— Begin RECORDED INFORMATION —
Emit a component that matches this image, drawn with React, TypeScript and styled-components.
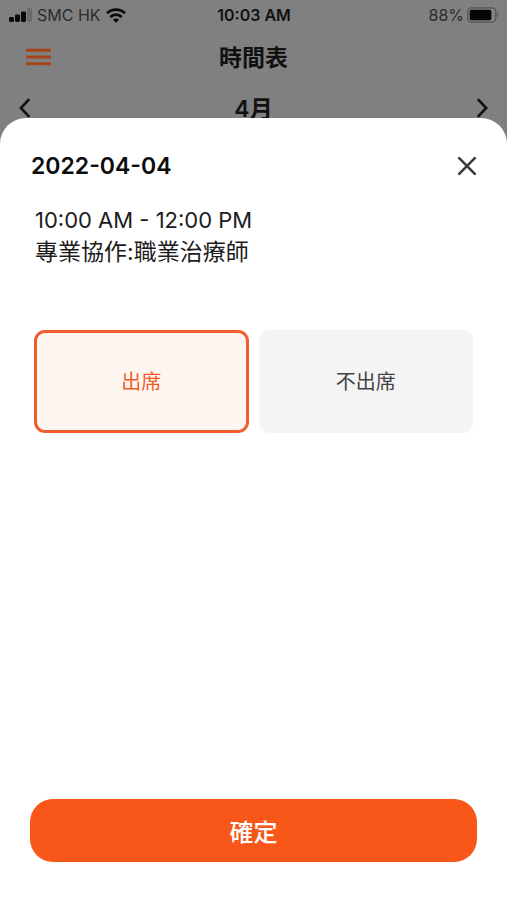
— End RECORDED INFORMATION —
— Begin RECORDED INFORMATION —
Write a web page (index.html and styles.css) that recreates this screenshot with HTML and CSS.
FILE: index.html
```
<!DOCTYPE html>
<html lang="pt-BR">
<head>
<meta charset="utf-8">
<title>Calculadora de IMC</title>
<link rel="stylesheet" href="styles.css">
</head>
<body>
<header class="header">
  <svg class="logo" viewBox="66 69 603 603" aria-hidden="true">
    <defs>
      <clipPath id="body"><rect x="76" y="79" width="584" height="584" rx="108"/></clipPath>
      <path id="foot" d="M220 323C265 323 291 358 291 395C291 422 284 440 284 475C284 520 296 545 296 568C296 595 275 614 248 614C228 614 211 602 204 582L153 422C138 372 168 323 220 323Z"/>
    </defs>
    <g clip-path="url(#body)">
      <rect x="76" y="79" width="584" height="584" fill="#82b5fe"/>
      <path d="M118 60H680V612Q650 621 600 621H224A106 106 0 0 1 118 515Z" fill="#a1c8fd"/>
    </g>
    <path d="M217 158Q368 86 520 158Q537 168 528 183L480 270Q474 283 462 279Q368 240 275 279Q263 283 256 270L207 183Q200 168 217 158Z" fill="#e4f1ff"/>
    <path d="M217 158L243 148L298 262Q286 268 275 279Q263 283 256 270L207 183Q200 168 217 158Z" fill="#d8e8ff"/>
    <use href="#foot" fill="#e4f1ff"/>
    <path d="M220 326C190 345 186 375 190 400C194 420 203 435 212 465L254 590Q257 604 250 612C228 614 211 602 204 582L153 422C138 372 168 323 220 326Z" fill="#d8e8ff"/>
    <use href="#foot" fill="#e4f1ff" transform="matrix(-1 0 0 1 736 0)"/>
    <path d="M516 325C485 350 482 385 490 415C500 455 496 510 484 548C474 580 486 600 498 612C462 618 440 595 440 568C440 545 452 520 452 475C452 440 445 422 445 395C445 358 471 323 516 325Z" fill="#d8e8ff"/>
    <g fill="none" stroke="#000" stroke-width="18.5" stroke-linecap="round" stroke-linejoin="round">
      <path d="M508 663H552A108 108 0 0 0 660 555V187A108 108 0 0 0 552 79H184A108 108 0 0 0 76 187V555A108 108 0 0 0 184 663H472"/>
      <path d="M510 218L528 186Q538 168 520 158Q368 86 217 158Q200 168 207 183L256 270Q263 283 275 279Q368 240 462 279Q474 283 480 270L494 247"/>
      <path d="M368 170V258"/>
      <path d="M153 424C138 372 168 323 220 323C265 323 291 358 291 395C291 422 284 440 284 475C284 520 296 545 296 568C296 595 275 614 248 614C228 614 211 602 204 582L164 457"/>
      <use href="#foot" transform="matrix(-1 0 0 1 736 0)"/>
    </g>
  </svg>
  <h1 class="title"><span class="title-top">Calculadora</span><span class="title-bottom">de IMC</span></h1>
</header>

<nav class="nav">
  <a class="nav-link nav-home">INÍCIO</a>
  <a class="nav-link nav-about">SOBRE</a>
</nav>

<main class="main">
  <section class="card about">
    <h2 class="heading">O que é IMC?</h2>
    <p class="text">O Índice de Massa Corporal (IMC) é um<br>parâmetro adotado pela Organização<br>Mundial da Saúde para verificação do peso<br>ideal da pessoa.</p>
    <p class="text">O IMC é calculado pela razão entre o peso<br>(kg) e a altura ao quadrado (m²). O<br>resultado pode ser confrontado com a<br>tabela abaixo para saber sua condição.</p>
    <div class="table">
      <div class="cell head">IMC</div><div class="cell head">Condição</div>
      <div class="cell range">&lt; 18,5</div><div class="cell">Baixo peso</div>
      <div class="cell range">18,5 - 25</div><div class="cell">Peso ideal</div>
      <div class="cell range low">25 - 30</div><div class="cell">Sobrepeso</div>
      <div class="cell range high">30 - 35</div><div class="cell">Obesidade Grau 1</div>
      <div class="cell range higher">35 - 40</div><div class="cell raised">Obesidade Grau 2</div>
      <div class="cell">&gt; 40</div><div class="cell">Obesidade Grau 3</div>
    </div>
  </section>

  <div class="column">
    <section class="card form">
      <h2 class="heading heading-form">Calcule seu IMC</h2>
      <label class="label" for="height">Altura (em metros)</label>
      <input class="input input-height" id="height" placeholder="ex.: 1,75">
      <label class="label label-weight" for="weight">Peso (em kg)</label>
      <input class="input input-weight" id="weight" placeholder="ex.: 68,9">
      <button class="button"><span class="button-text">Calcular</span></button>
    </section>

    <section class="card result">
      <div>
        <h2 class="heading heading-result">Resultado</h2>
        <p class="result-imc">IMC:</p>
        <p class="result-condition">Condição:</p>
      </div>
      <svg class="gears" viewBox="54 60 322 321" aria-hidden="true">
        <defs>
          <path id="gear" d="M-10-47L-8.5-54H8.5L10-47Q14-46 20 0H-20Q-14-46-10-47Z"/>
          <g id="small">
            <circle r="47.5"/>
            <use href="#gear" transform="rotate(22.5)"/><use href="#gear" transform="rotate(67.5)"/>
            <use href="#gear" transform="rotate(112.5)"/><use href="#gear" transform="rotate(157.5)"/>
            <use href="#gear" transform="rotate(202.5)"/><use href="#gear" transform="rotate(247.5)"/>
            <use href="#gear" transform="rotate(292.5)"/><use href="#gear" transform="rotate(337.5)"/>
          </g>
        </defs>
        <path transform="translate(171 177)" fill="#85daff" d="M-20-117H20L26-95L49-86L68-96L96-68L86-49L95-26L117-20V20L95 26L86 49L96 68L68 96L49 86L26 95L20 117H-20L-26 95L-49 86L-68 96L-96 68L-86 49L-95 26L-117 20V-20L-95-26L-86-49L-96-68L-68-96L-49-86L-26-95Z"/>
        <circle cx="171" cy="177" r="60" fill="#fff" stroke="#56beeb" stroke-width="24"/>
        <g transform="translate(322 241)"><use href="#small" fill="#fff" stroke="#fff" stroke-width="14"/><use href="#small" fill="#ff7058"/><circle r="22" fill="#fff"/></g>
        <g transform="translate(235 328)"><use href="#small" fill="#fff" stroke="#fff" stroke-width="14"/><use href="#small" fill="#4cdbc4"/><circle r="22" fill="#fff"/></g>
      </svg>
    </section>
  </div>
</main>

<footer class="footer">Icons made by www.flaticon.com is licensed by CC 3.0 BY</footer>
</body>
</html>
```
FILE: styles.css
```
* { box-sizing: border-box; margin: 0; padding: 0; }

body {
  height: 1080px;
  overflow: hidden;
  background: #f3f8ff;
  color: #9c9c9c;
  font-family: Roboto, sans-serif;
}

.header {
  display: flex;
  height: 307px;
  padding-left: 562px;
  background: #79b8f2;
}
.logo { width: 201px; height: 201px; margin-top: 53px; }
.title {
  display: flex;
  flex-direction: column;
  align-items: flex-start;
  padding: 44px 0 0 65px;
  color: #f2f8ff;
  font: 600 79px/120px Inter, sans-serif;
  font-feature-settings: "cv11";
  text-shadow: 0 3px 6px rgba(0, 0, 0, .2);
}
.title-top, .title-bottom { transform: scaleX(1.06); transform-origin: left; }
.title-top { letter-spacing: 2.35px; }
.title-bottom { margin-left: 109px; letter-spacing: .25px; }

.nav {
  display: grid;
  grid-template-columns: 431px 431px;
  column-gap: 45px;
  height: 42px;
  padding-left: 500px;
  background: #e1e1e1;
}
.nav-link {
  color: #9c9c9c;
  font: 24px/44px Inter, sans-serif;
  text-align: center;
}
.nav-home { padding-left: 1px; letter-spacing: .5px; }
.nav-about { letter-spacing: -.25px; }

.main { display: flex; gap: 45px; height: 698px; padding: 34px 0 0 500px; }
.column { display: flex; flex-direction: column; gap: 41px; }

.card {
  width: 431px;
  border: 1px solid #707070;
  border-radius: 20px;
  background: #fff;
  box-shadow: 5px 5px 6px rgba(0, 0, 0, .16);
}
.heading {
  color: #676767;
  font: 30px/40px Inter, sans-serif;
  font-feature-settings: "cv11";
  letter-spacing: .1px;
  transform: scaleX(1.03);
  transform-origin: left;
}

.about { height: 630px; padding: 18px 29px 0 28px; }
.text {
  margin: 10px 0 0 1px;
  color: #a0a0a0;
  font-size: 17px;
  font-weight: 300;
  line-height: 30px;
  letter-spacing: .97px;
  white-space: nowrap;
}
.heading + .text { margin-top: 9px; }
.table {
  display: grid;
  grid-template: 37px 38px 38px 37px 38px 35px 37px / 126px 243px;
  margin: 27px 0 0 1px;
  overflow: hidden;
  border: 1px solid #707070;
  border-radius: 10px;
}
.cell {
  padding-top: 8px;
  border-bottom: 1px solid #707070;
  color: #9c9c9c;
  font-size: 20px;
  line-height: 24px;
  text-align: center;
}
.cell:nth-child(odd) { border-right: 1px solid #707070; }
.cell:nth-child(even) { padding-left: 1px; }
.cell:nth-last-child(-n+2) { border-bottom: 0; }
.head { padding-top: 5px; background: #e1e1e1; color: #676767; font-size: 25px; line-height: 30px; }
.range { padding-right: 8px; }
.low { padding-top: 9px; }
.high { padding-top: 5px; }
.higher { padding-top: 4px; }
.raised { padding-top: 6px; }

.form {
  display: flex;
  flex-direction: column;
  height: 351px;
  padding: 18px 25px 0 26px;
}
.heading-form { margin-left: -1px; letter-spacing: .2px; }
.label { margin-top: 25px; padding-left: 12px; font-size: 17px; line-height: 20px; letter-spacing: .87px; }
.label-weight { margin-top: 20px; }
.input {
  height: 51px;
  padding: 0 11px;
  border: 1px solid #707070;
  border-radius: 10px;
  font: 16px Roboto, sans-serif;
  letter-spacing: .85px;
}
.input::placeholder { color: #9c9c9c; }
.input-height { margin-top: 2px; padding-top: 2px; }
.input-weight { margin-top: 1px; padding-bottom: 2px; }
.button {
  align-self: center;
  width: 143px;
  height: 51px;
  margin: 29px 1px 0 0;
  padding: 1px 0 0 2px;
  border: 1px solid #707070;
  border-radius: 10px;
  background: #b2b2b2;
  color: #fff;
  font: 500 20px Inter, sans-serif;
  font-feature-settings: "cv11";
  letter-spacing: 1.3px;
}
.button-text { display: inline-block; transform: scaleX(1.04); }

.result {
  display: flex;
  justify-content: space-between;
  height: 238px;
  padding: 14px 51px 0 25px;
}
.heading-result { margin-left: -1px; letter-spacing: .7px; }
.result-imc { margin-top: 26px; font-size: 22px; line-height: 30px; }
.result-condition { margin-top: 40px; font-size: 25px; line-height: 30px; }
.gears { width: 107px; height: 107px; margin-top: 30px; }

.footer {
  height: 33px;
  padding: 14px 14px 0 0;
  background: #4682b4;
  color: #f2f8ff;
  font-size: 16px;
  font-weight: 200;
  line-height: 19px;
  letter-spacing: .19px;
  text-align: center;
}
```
— End RECORDED INFORMATION —
[YOUR INSTRUCTIONS]
Find all the lines containing "index" in the material, then copy them.

[ANSWER BELOW]
Write a web page (index.html and styles.css) that recreates this screenshot with HTML and CSS.
FILE: index.html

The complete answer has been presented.